Change is never easy - but change is inevitable as change happens all around us and to us all of the time. But making a decision to change something about me is a commitment that I am making. I’ve been seeing a psychologist for over 4 years and this has helped me to understand me better and I can see and feel visible changes in me - for the better.
But I’m keen to explore me deeper and to really become the most authentic version of me possible. I firmly believe I am alive on planet Earth for a reason and I want to explore this further and to live the life I am here for.
Getting to know me and then showing up in every situation as my authentic self is a commitment I’ve made and will continue to make to myself.
I want this for me and of course for all of my human relationships - family, friends, work colleagues, the planet, furry friends and everyone I come into contact with each and every day.
My marriage breakdown back in early 2024 was a huge blow to me - I never thought that would happen and when it did, I was shocked and so blown off course I didn’t know what to do with the new reality - my life changed in a second. One day I get up out of bed with my now ex wife lying beside me and the same day, she’s gone and I go to bed on my own.
I knew something was not right but I was completely devastated by the news I received from my then wife as we sat in our garden having tea ! My world was shattered and turned upside down. The news I received and then continued to receive over the next few weeks and months only confirmed that this was not going to be something I could fix. My world was shattered forever !
We had moved to the south of France 8 years earlier and lived the dream - we bought a very old property and spent 5 years renovating it into the family home we wanted. Our family had also expanded with the gift of a grandson - the plans had to change to accommodate him too.
So, my life was changed forever in an instance and I was so unprepared and hurt by the betrayal and what had happened to me, I spent the next few months in a complete state of shock and just getting out of bed in the morning (after a sleepless night - and often nights of journaling for hours on end) was an almighty effort.
Getting showered and dressed and making something to eat were positive steps forward.

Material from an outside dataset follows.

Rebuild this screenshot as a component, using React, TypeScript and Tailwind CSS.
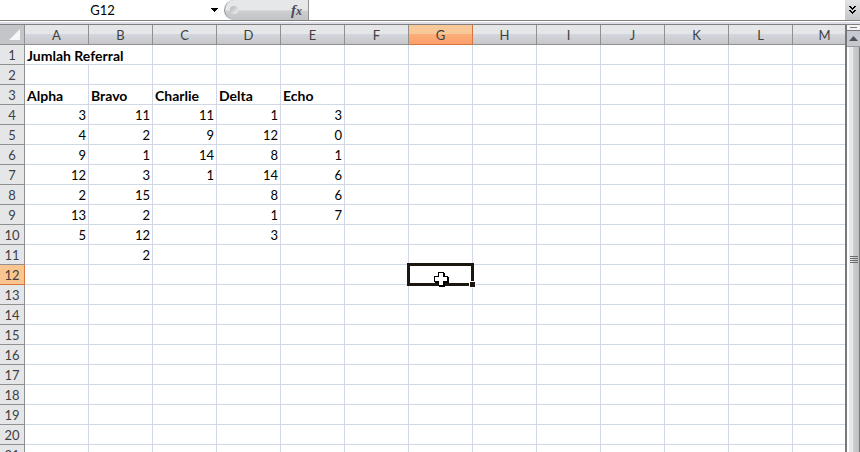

The whole experience was horrendous and although I’m in a much better place emotionally, I am not ‘healed’ and maybe never will be. But, from that place of brokenness, I vowed to myself, that my past will not hold me captive and it will not define me - I will learn the life lessons from it and will commit to learning more about me so that I will never experience that again and I will live the life I desire - full of love, kindness, joy, laughter - and when the hard things come into my life, and as sure as the sun sets at night and rises again in the morning, hard things will cross my path, but I will be much more secure in myself and will be able to deal with them in a calm manner.
I have been following
on here for a while and was recently introduced to his podcast - Liberated Love - which I’m addicted to. I think it’s 14 chapters and 9 hours of listening - I listened to almost all of it last Sunday and will listen to the remaining chapter this weekend. There is so much great stuff in here that it’s something I need to go back over and complete the exercises fully.But, it’s been so enlightening for me - I recognise me in so many ways and to be honest, it’s been a hard listening experience - it’s brought me to tears many times as I recognise the ‘old’ me and how my behaviour has contributed to my ex marriage and relationships. Shining the light on so many areas of my life has really impacted me.
But, it’s all great news - I do not want to stay as I was and then show up in this world as the person I was - making the same mistakes and wondering why some relationships fall apart or do not function as smoothly as I’d like.
As Mark and his wife say on the podcast - making the commitment and having the intention to change, grow and create relationships is a huge step forward - being open to do the work and explore in depth the areas of my life where I need to ‘heal’ is a commitment I am making to myself for myself. As they also say, you do this for yourself but not in isolation, we as humans crave relationships and so I know I want to do this work for me so that I feel secure and grounded and loved in myself, I also want to do this for all of my relationships - family, friends, work colleagues, the planet, furry friends and everyone I meet during each day.
Stay tuned as I continue to do this work and I’ll report on anything I learn about me and how I intend to move forward - this is not a quick fix, we are hard wired and so we have to accept that change could be slow and may take a while but as long as I’m committed and making progress, I’m in and believe this is part of my life’s journey now - there will always be room for improvement.
Thank you for reading.
K
Very true and insightful points Kevan - was just saying to my wife how we’ll never stop learning how to be a better version of ourselves and reap the benefits… not about reaching a destination in life but how to better leverage the journey we’re gifted…
Great post and wow isn’t liberated love amazing!